SHORT EXERCISE = An exact reproduction of the records is required, with all images left out.
* begin *
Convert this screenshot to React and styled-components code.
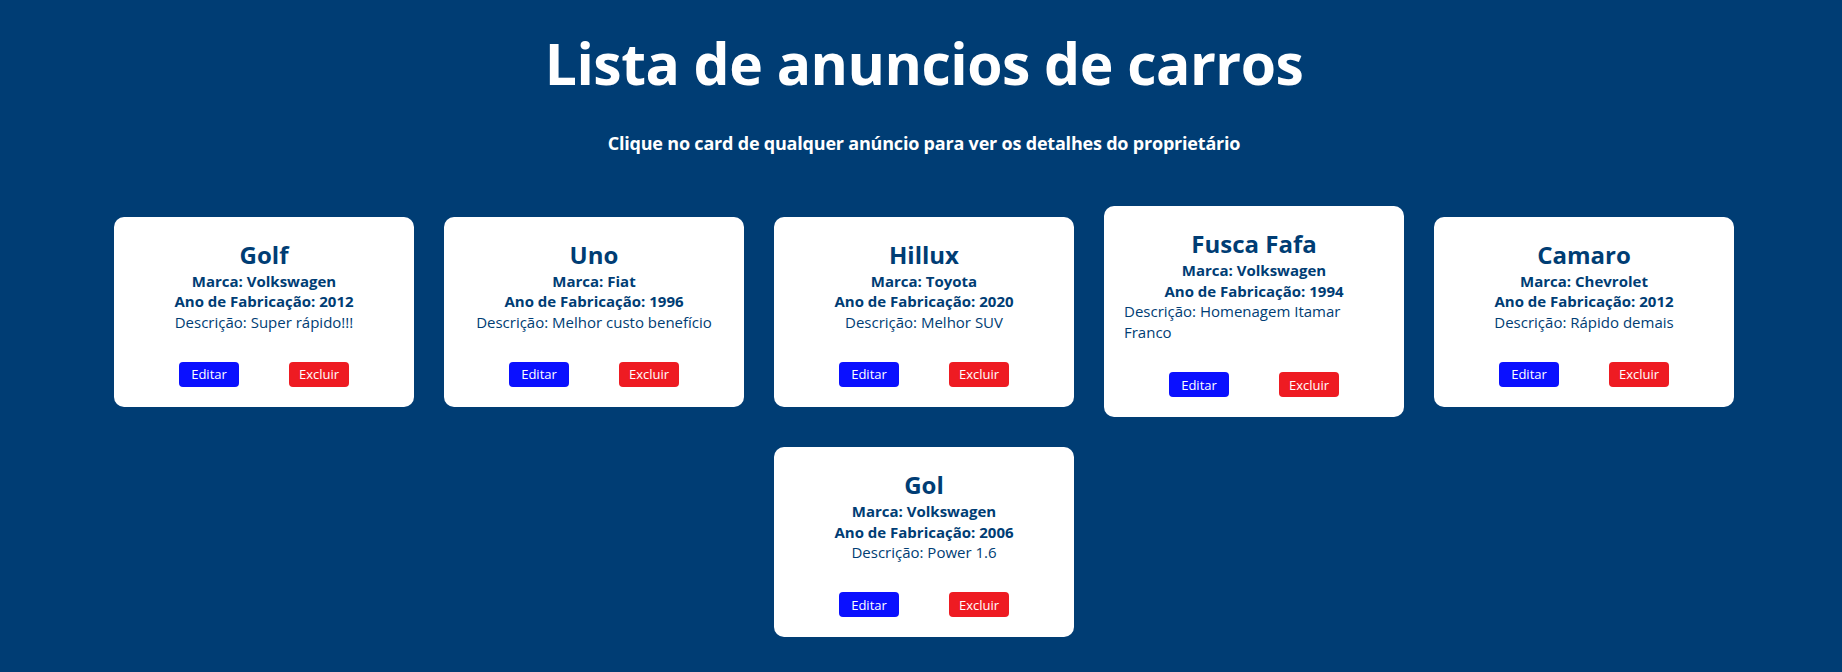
import styled, { createGlobalStyle } from 'styled-components'

const anuncios = [
  { id: 1, modelo: 'Golf', marca: 'Volkswagen', ano: 2012, descricao: 'Super rápido!!!' },
  { id: 2, modelo: 'Uno', marca: 'Fiat', ano: 1996, descricao: 'Melhor custo benefício' },
  { id: 3, modelo: 'Hillux', marca: 'Toyota', ano: 2020, descricao: 'Melhor SUV' },
  { id: 4, modelo: 'Fusca Fafa', marca: 'Volkswagen', ano: 1994, descricao: 'Homenagem Itamar Franco' },
  { id: 5, modelo: 'Camaro', marca: 'Chevrolet', ano: 2012, descricao: 'Rápido demais' },
  { id: 6, modelo: 'Gol', marca: 'Volkswagen', ano: 2006, descricao: 'Power 1.6' },
]

export default function App() {
  return (
    <>
      <GlobalStyle />
      <Container>
        <Titulo>Lista de anuncios de carros</Titulo>
        <Subtitulo>Clique no card de qualquer anúncio para ver os detalhes do proprietário</Subtitulo>
        <Lista>
          {anuncios.map((a) => (
            <Card key={a.id}>
              <Modelo>{a.modelo}</Modelo>
              <Info>{`Marca: ${a.marca}`}</Info>
              <Info>{`Ano de Fabricação: ${a.ano}`}</Info>
              <Descricao>{`Descrição: ${a.descricao}`}</Descricao>
              <Botoes>
                <Botao cor="#0a10ff">Editar</Botao>
                <Botao cor="#ee1b22">Excluir</Botao>
              </Botoes>
            </Card>
          ))}
        </Lista>
      </Container>
    </>
  )
}

const GlobalStyle = createGlobalStyle`
  * {
    box-sizing: border-box;
  }
  body {
    margin: 0;
    background: #003d74;
    font-family: 'Open Sans', 'Noto Sans', sans-serif;
  }
`

const Container = styled.div`
  min-height: 100vh;
  background: #003d74;
  padding: 23px 0 20px 6px;
  display: flex;
  flex-direction: column;
  align-items: center;
`

const Titulo = styled.h1`
  margin: 0;
  font-size: 57px;
  font-weight: 700;
  line-height: 80px;
  letter-spacing: -0.5px;
  color: #ffffff;
`

const Subtitulo = styled.p`
  margin: 28px 0 0;
  font-size: 18px;
  font-weight: 700;
  line-height: 25px;
  letter-spacing: -0.2px;
  color: #ffffff;
`

const Lista = styled.div`
  margin-top: 35px;
  display: flex;
  flex-wrap: wrap;
  justify-content: center;
  align-items: center;
  width: 100%;
`

const Card = styled.div`
  width: 300px;
  margin: 15px;
  padding: 21px 15px 20px;
  background: #ffffff;
  border-radius: 10px;
  display: flex;
  flex-direction: column;
  align-items: center;
  color: #003d74;
  cursor: pointer;
`

const Modelo = styled.h2`
  margin: 0;
  font-size: 24px;
  font-weight: 700;
  line-height: 33px;
`

const Info = styled.p`
  margin: 0;
  font-size: 15px;
  font-weight: 700;
  line-height: 20.5px;
`

const Descricao = styled.p`
  margin: 0 5px;
  font-size: 15px;
  line-height: 21px;
`

const Botoes = styled.div`
  margin-top: 29px;
  width: 100%;
  display: flex;
  justify-content: space-evenly;
`

const Botao = styled.button`
  width: 60px;
  height: 25px;
  border: 0;
  border-radius: 4px;
  background: ${(p) => p.cor};
  color: #ffffff;
  font-family: inherit;
  font-size: 13px;
  cursor: pointer;
`
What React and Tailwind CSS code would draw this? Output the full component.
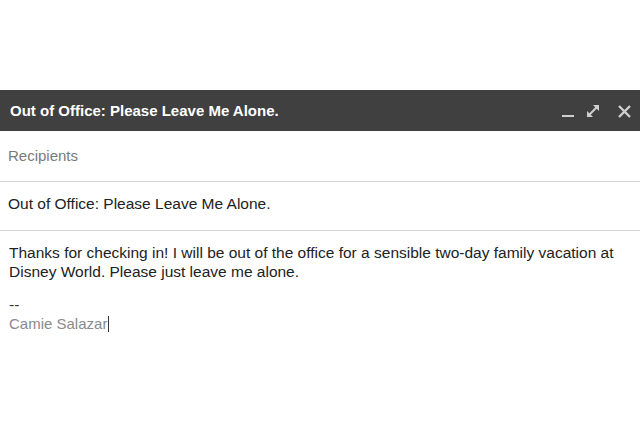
export default function App() {
  return (
    <div className="w-[640px] h-[427px] bg-white pt-[90px] font-['Liberation_Sans',Arial,sans-serif] overflow-hidden">
      <div className="h-[41px] bg-[#404040] flex items-center justify-between pl-[10px] pr-[9px]">
        <span className="text-white font-bold text-[15px] leading-[17px]">
          Out of Office: Please Leave Me Alone.
        </span>
        <div className="flex items-center text-[#cfcfcf]">
          <svg width="14" height="16" viewBox="0 0 14 16" className="mr-[10px]">
            <rect x="1" y="12" width="12" height="2" fill="currentColor" />
          </svg>
          <svg width="16" height="16" viewBox="0 0 16 16" className="mr-[17px]">
            <path d="M3 13 L13 3" stroke="currentColor" strokeWidth="2" />
            <path d="M8 2 H14 V8 Z" fill="currentColor" />
            <path d="M2 8 V14 H8 Z" fill="currentColor" />
          </svg>
          <svg width="13" height="16" viewBox="0 0 13 16">
            <path d="M1 3 L12 14 M12 3 L1 14" stroke="currentColor" strokeWidth="2.4" />
          </svg>
        </div>
      </div>
      <div className="pl-[8px] pt-[16px] pb-[17px] border-b border-[#d4d4d4] text-[15px] leading-[17px] text-[#7a7a7a]">
        Recipients
      </div>
      <div className="pl-[8px] pt-[13px] pb-[18px] border-b border-[#d4d4d4] text-[15.5px] leading-[17px] text-[#222]">
        Out of Office: Please Leave Me Alone.
      </div>
      <div className="pl-[9px] pt-[12px] text-[15.5px] leading-[19px] text-[#222]">
        <p>
          Thanks for checking in! I will be out of the office for a sensible two-day family vacation at
          <br />
          Disney World. Please just leave me alone.
        </p>
        <p className="mt-[14px] text-[#333]">--</p>
        <p className="text-[15px] text-[#8a8a8a] flex items-center">
          Camie Salazar
          <span className="inline-block w-px h-[16px] bg-[#333] ml-[1px]" />
        </p>
      </div>
    </div>
  )
}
* end *
SOLUTION =
Convert this screenshot to React and styled-components code.
import styled, { createGlobalStyle } from 'styled-components'

const anuncios = [
  { id: 1, modelo: 'Golf', marca: 'Volkswagen', ano: 2012, descricao: 'Super rápido!!!' },
  { id: 2, modelo: 'Uno', marca: 'Fiat', ano: 1996, descricao: 'Melhor custo benefício' },
  { id: 3, modelo: 'Hillux', marca: 'Toyota', ano: 2020, descricao: 'Melhor SUV' },
  { id: 4, modelo: 'Fusca Fafa', marca: 'Volkswagen', ano: 1994, descricao: 'Homenagem Itamar Franco' },
  { id: 5, modelo: 'Camaro', marca: 'Chevrolet', ano: 2012, descricao: 'Rápido demais' },
  { id: 6, modelo: 'Gol', marca: 'Volkswagen', ano: 2006, descricao: 'Power 1.6' },
]

export default function App() {
  return (
    <>
      <GlobalStyle />
      <Container>
        <Titulo>Lista de anuncios de carros</Titulo>
        <Subtitulo>Clique no card de qualquer anúncio para ver os detalhes do proprietário</Subtitulo>
        <Lista>
          {anuncios.map((a) => (
            <Card key={a.id}>
              <Modelo>{a.modelo}</Modelo>
              <Info>{`Marca: ${a.marca}`}</Info>
              <Info>{`Ano de Fabricação: ${a.ano}`}</Info>
              <Descricao>{`Descrição: ${a.descricao}`}</Descricao>
              <Botoes>
                <Botao cor="#0a10ff">Editar</Botao>
                <Botao cor="#ee1b22">Excluir</Botao>
              </Botoes>
            </Card>
          ))}
        </Lista>
      </Container>
    </>
  )
}

const GlobalStyle = createGlobalStyle`
  * {
    box-sizing: border-box;
  }
  body {
    margin: 0;
    background: #003d74;
    font-family: 'Open Sans', 'Noto Sans', sans-serif;
  }
`

const Container = styled.div`
  min-height: 100vh;
  background: #003d74;
  padding: 23px 0 20px 6px;
  display: flex;
  flex-direction: column;
  align-items: center;
`

const Titulo = styled.h1`
  margin: 0;
  font-size: 57px;
  font-weight: 700;
  line-height: 80px;
  letter-spacing: -0.5px;
  color: #ffffff;
`

const Subtitulo = styled.p`
  margin: 28px 0 0;
  font-size: 18px;
  font-weight: 700;
  line-height: 25px;
  letter-spacing: -0.2px;
  color: #ffffff;
`

const Lista = styled.div`
  margin-top: 35px;
  display: flex;
  flex-wrap: wrap;
  justify-content: center;
  align-items: center;
  width: 100%;
`

const Card = styled.div`
  width: 300px;
  margin: 15px;
  padding: 21px 15px 20px;
  background: #ffffff;
  border-radius: 10px;
  display: flex;
  flex-direction: column;
  align-items: center;
  color: #003d74;
  cursor: pointer;
`

const Modelo = styled.h2`
  margin: 0;
  font-size: 24px;
  font-weight: 700;
  line-height: 33px;
`

const Info = styled.p`
  margin: 0;
  font-size: 15px;
  font-weight: 700;
  line-height: 20.5px;
`

const Descricao = styled.p`
  margin: 0 5px;
  font-size: 15px;
  line-height: 21px;
`

const Botoes = styled.div`
  margin-top: 29px;
  width: 100%;
  display: flex;
  justify-content: space-evenly;
`

const Botao = styled.button`
  width: 60px;
  height: 25px;
  border: 0;
  border-radius: 4px;
  background: ${(p) => p.cor};
  color: #ffffff;
  font-family: inherit;
  font-size: 13px;
  cursor: pointer;
`
What React and Tailwind CSS code would draw this? Output the full component.
export default function App() {
  return (
    <div className="w-[640px] h-[427px] bg-white pt-[90px] font-['Liberation_Sans',Arial,sans-serif] overflow-hidden">
      <div className="h-[41px] bg-[#404040] flex items-center justify-between pl-[10px] pr-[9px]">
        <span className="text-white font-bold text-[15px] leading-[17px]">
          Out of Office: Please Leave Me Alone.
        </span>
        <div className="flex items-center text-[#cfcfcf]">
          <svg width="14" height="16" viewBox="0 0 14 16" className="mr-[10px]">
            <rect x="1" y="12" width="12" height="2" fill="currentColor" />
          </svg>
          <svg width="16" height="16" viewBox="0 0 16 16" className="mr-[17px]">
            <path d="M3 13 L13 3" stroke="currentColor" strokeWidth="2" />
            <path d="M8 2 H14 V8 Z" fill="currentColor" />
            <path d="M2 8 V14 H8 Z" fill="currentColor" />
          </svg>
          <svg width="13" height="16" viewBox="0 0 13 16">
            <path d="M1 3 L12 14 M12 3 L1 14" stroke="currentColor" strokeWidth="2.4" />
          </svg>
        </div>
      </div>
      <div className="pl-[8px] pt-[16px] pb-[17px] border-b border-[#d4d4d4] text-[15px] leading-[17px] text-[#7a7a7a]">
        Recipients
      </div>
      <div className="pl-[8px] pt-[13px] pb-[18px] border-b border-[#d4d4d4] text-[15.5px] leading-[17px] text-[#222]">
        Out of Office: Please Leave Me Alone.
      </div>
      <div className="pl-[9px] pt-[12px] text-[15.5px] leading-[19px] text-[#222]">
        <p>
          Thanks for checking in! I will be out of the office for a sensible two-day family vacation at
          <br />
          Disney World. Please just leave me alone.
        </p>
        <p className="mt-[14px] text-[#333]">--</p>
        <p className="text-[15px] text-[#8a8a8a] flex items-center">
          Camie Salazar
          <span className="inline-block w-px h-[16px] bg-[#333] ml-[1px]" />
        </p>
      </div>
    </div>
  )
}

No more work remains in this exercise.